PostgreSQL 16 is deployed on Amazon EKS comparing two storage backends, gp3 EBS and NeuralMesh™, running pgbench. The infrastructure is fully reproducible: Terraform provisions an EKS cluster with a dedicated WEKA backend, a single make bench command runs the full test suite and writes results to a Markdown file. All code, manifests, and raw results can be found at github.com/mbookham7/mb-k8s-databse-perf-blog.
Why this comparison
Most Kubernetes administrators deploying on EKS reach for gp3 EBS by default. The AWS EBS CSI driver provisions it without additional configuration: managed, reliable, and works out of the box. For early-stage workloads, that is the right call.
As adoption grows, the math changes. More concurrent database connections, larger datasets, and heavier write workloads push gp3 toward its provisioned-IOPS ceiling. The pattern is familiar to anyone who has managed Kubernetes at scale: PostgreSQL surfaces as the bottleneck, tuning parameters and node resizing help at the margins, and the database continues to look CPU-idle while latency climbs. The bottleneck is not configuration. It’s the architecture.
This post documents that pattern with reproducible numbers and shows a direct alternative: NeuralMesh, running as a native Kubernetes workload on the same EKS cluster. The comparison is the one most teams face in practice, not a storage bake-off. The question is when the default EKS storage path stops being good enough, and what the simplest architecturally sound path forward looks like.
NeuralMesh deploys via the WEKA Kubernetes Operator, which manages the full storage cluster (backend nodes, client containers, and CSI driver) as native Kubernetes workloads governed by CRDs (WekaCluster). It installs via Helm. There is no separate management console and no parallel operational model. Storage becomes observable through kubectl the same way any other cluster resource is.
Both PostgreSQL instances in this demo run on the same c6i.4xlarge node type with identical configuration. The only variable is the storage backend.
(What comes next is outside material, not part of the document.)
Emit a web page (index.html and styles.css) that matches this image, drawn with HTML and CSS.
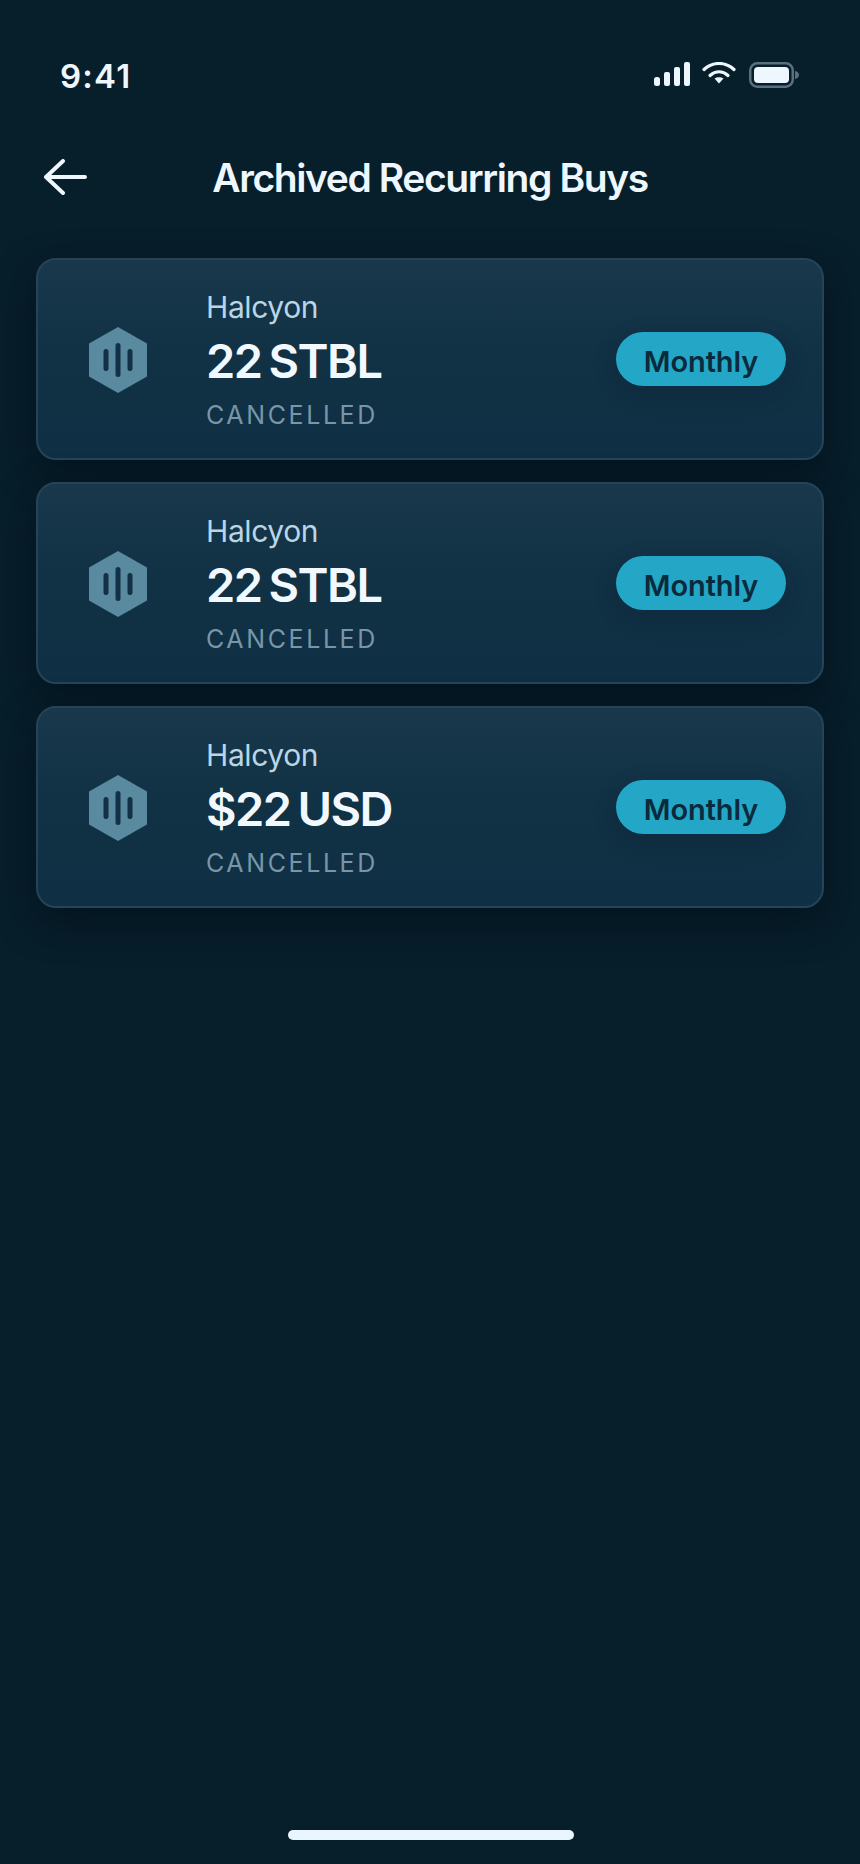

What we're testing and why
PostgreSQL generates several categories of storage I/O that are each sensitive to latency in different ways:
- Write-Ahead Log (WAL) writes — sequential, on the critical path of every transaction commit
- Checkpoint flushes — periodic bulk writes of dirty pages to disk
- Index lookups and random reads — heavily impacted by storage queue depth as concurrency increases
- Autovacuum I/O — background reads and writes that compete with foreground queries
When storage latency increases — even modestly — these operations stack up. Connection pools fill. Query latency climbs. Throughput plateaus. The workload looks CPU-idle while the database is effectively stalled waiting on storage.
pgbench simulates this by running a configurable number of concurrent clients against a PostgreSQL instance, measuring Transactions Per Second (TPS) and latency across different concurrency levels.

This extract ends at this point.